Busting blood clots with a nanoparticle
Experimental drug delivery may improve heart attack treatment
By Nathan Seppa
ORLANDO, Fla. — Nanosized gobs containing a blood clot–dissolving drug can seek out trouble spots in the body and break down blockages responsible for heart attacks, Japanese researchers reported November 14 at a meeting of the American Heart Association. The microscopic packaging seems to improve the drug’s potency and might limit its main drawback — a risk of internal bleeding — by focusing its effect at the clot.
Although the technology has been tested only in pigs, some doctors find the early results intriguing. “This could be a tremendous step forward,” said Roger Blumenthal, a cardiologist at the Johns Hopkins University School of Medicine in Baltimore. If it tests well in people, he said, this controllable form of the clot-busting drug, called tPA, might be a boon for heart attack patients in remote areas that lack hospitals equipped to deliver the highest standard of care for heart attacks.

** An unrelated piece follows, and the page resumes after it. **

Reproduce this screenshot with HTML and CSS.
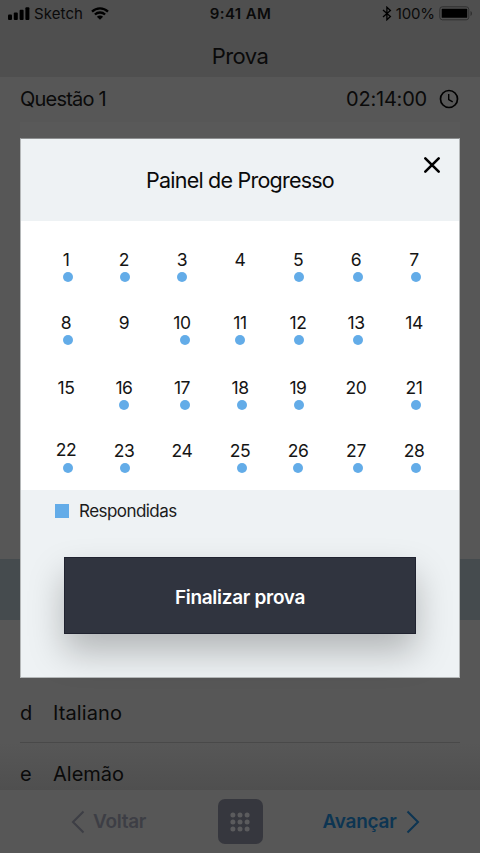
FILE: index.html
```html
<!DOCTYPE html>
<html lang="pt-BR">
<head>
<meta charset="utf-8">
<title>Prova</title>
<link rel="stylesheet" href="styles.css">
</head>
<body>
<div class="screen">
  <header class="topbar">
    <div class="status">
      <div class="status-side">
        <svg class="signal" width="22" height="13" viewBox="0 0 22 13"><rect x="0" y="7.6" width="4" height="5.4" rx="1"/><rect x="5.8" y="5.4" width="4" height="7.6" rx="1"/><rect x="11.6" y="2.8" width="4" height="10.2" rx="1"/><rect x="17.4" y="0.2" width="4" height="12.8" rx="1"/></svg>
        <span class="carrier">Sketch</span>
        <svg class="wifi" width="18" height="13" viewBox="0 0 18 13"><path d="M1 4.600C5.500.3 12.500.3 17 4.600M3.900 7.500c2.900-2.700 7.300-2.700 10.200 0" fill="none" stroke="#000" stroke-width="2.300"/><path d="M5.900 9.700c1.800-1.600 4.400-1.600 6.200 0L9 12.800z"/></svg>
      </div>
      <span class="time">9:41 AM</span>
      <div class="status-side right">
        <svg class="bluetooth" width="10" height="15" viewBox="0 0 10 15"><path d="M1 4l7.400 6.600L4.900 13.800V1.200L8.400 4.400 1 11" fill="none" stroke="#000" stroke-width="1.300"/></svg>
        <span class="percent">100%</span>
        <svg class="battery" width="34" height="15" viewBox="0 0 34 15"><rect x=".8" y=".8" width="29" height="13" rx="2.600" fill="none" stroke="#303030"/><rect x="2.700" y="2.800" width="25.500" height="9" rx=".6"/><path d="M31.500 5v5c2-.8 2-4.200 0-5z" fill="#303030"/></svg>
      </div>
    </div>
    <h1 class="title">Prova</h1>
  </header>
  <div class="question-row">
    <span class="question">Questão 1</span>
    <span class="timer">02:14:00</span>
    <svg class="clock" width="20" height="20" viewBox="0 0 20 20" fill="none" stroke="#000" stroke-width="1.700"><circle cx="10" cy="10" r="8.500"/><path d="M9.700 5v5.500l4 2.300" stroke-width="1.400"/></svg>
  </div>
  <main class="content">
    <div class="statement"></div>
    <div class="selected-option"></div>
    <div class="option option-d"><span class="letter">d</span><span class="italiano">Italiano</span></div>
    <div class="option option-e"><span class="letter">e</span><span>Alemão</span></div>
  </main>
  <nav class="bottombar">
    <div class="back"><svg width="14" height="24" viewBox="0 0 14 24"><path d="M12.500 1.500L2 12l10.500 10.500" fill="none" stroke="currentColor" stroke-width="2"/></svg><span>Voltar</span></div>
    <div class="grid-button"><svg width="20" height="20" viewBox="0 0 20 20"><g fill="#5b5b5d"><circle cx="2.900" cy="2.900" r="2.500"/><circle cx="10" cy="2.900" r="2.500"/><circle cx="17.100" cy="2.900" r="2.500"/><circle cx="2.900" cy="10" r="2.500"/><circle cx="10" cy="10" r="2.500"/><circle cx="17.100" cy="10" r="2.500"/><circle cx="2.900" cy="17.100" r="2.500"/><circle cx="10" cy="17.100" r="2.500"/><circle cx="17.100" cy="17.100" r="2.500"/></g></svg></div>
    <div class="next"><span>Avançar</span><svg width="14" height="24" viewBox="0 0 14 24"><path d="M1.500 1.500L12 12 1.500 22.500" fill="none" stroke="currentColor" stroke-width="2"/></svg></div>
  </nav>

  <section class="dialog">
    <div class="dialog-head">
      <h2 class="dialog-title">Painel de Progresso</h2>
      <svg class="close" width="18" height="18" viewBox="0 0 18 18"><path d="M2.300 2.300l13.400 13.400M15.700 2.300L2.300 15.700" stroke="#000" stroke-width="2.600" stroke-linecap="round"/></svg>
    </div>
    <div class="days">
      <div class="week">
        <div class="day done right-2">1</div><div class="day done right-1">2</div><div class="day done">3</div><div class="day">4</div><div class="day done right-1">5</div><div class="day done right-2">6</div><div class="day done right-2">7</div>
      </div>
      <div class="week">
        <div class="day done right-2">8</div><div class="day">9</div><div class="day done right-3">10</div><div class="day done">11</div><div class="day done right-1">12</div><div class="day done right-2">13</div><div class="day">14</div>
      </div>
      <div class="week">
        <div class="day">15</div><div class="day done">16</div><div class="day done right-3">17</div><div class="day done right-2">18</div><div class="day done right-1">19</div><div class="day">20</div><div class="day done right-2">21</div>
      </div>
      <div class="week">
        <div class="day done right-2 raised">22</div><div class="day done right-1">23</div><div class="day">24</div><div class="day done right-2">25</div><div class="day done">26</div><div class="day done right-2">27</div><div class="day done right-2">28</div>
      </div>
    </div>
    <div class="legend"><i class="swatch"></i><span>Respondidas</span></div>
    <button class="finish">Finalizar prova</button>
  </section>
</div>
</body>
</html>
```
FILE: styles.css
```css
* { box-sizing: border-box; }
body { margin: 0; background: #575757; font-family: Inter, "Liberation Sans", sans-serif; color: #0a0a0a; }
h1, h2 { margin: 0; font-weight: 400; }
svg { display: block; flex: none; }
span { white-space: nowrap; }
.screen { position: relative; width: 480px; height: 853px; overflow: hidden; display: flex; flex-direction: column; }

.topbar { height: 77px; background: #4f4f4f; }
.status { height: 27px; display: flex; align-items: center; padding: 0 7px 0 8px; }
.status-side { display: flex; align-items: center; flex: 1; }
.right { justify-content: flex-end; }
.carrier { font-size: 15px; margin-left: 4px; letter-spacing: .1px; }
.wifi { margin-left: 8px; }
.time { font-size: 15px; font-weight: 600; letter-spacing: .4px; }
.percent { font-size: 15px; margin: 0 4px 0 4px; letter-spacing: -.1px; }
.title { font-size: 22px; line-height: 28px; margin-top: 15px; text-align: center; letter-spacing: -.6px; }

.question-row { height: 45px; display: flex; align-items: center; padding: 0 21px 1px 20px; }
.question { flex: 1; font-size: 20px; letter-spacing: -.8px; }
.timer { font-size: 20px; letter-spacing: -.2px; }
.clock { margin-left: 12px; }

.content { height: 668px; }
.statement { height: 437px; margin: 0 20px; background: #595959; }
.selected-option { height: 61px; background: #454b4e; }
.option { display: flex; align-items: center; padding: 0 20px; font-size: 20px; }
.option-d { height: 123px; margin: 0 20px; padding: 64px 0 0; border-bottom: 1px solid #494949; }
.italiano { letter-spacing: .1px; }
.option-e { height: 47px; padding-top: 15px; background: linear-gradient(#575757, #4f4f4f); }
.letter { width: 33px; }

.bottombar { height: 63px; background: #575757; display: grid; grid-template-columns: 1fr 45px 1fr; align-items: center; font-size: 19px; font-weight: 600; }
.back { color: #3d3e45; display: flex; align-items: center; gap: 8px; padding-left: 71px; letter-spacing: -.3px; }
.next { color: #0d3552; display: flex; align-items: center; gap: 9px; padding-left: 60px; letter-spacing: -.25px; }
.grid-button { width: 45px; height: 45px; border-radius: 7px; background: #36373e; display: grid; place-items: center; }

.dialog { position: absolute; left: 20px; top: 138px; width: 440px; height: 540px; background: #eef2f4; border: 1px solid #b5b8b9; border-top-color: #8d8f90; }
.dialog-head { position: relative; height: 82px; display: grid; place-items: center; }
.dialog-title { font-size: 21.5px; letter-spacing: -.78px; line-height: 28px; }
.close { position: absolute; right: 18px; top: 17px; }
.days { height: 269px; background: #fff; padding: 27px 15px 0 16px; }
.week { display: grid; grid-template-columns: repeat(7, 58px); height: 63px; }
.week:nth-child(2) { height: 65px; }
.day { font-size: 17.500px; line-height: 24px; text-align: center; color: #151515; letter-spacing: -.4px; }
.done::after { content: ""; display: block; width: 10.400px; height: 10.400px; margin: 0 auto; border-radius: 50%; background: #63ace8; }
.right-1::after { transform: translateX(1px); }
.right-2::after { transform: translateX(2px); }
.right-3::after { transform: translateX(3px); }
.raised { line-height: 22px; }
.raised::after { margin-top: 2px; }
.legend { display: flex; align-items: center; height: 42px; padding-left: 34px; gap: 10px; font-size: 17px; color: #1b1b1b; letter-spacing: -.55px; }
.swatch { width: 14px; height: 14px; background: #63ace8; }
.finish { display: block; width: 352px; height: 77px; margin: 25px 0 0 43px; padding: 3px 0 0; border: 1px solid #202330; background: #30343f; color: #fff; font: 600 19px Inter, "Liberation Sans", sans-serif; letter-spacing: -.3px; box-shadow: 0 18px 35px rgba(0, 0, 0, .25); }
```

About half of people for whom heart attacks are fatal die before reaching a hospital and getting angioplasty, in which doctors thread a balloon-tipped catheter up to the heart to prop open blocked coronary arteries with mesh cylinders called stents. With every minute that passes after a heart attack begins, part of the heart muscle is damaged by lack of blood. “It’s one thing to have a heart attack in a metropolitan area,” Blumenthal said. “But sometimes a catheterization lab may be four hours away.” A safer form of tPA, a drug that has largely gone out of use for heart attacks in the United States because of its internal bleeding risk, could play a role In such rural areas, he said.
The Japanese team, led by cardiologist Yoshihiko Saito of Nara Medical University in Kashihara, tested a form of tPA made safer by packaging it in a coating of gelatin-based nanoparticles that prevent tPA from releasing in the blood stream.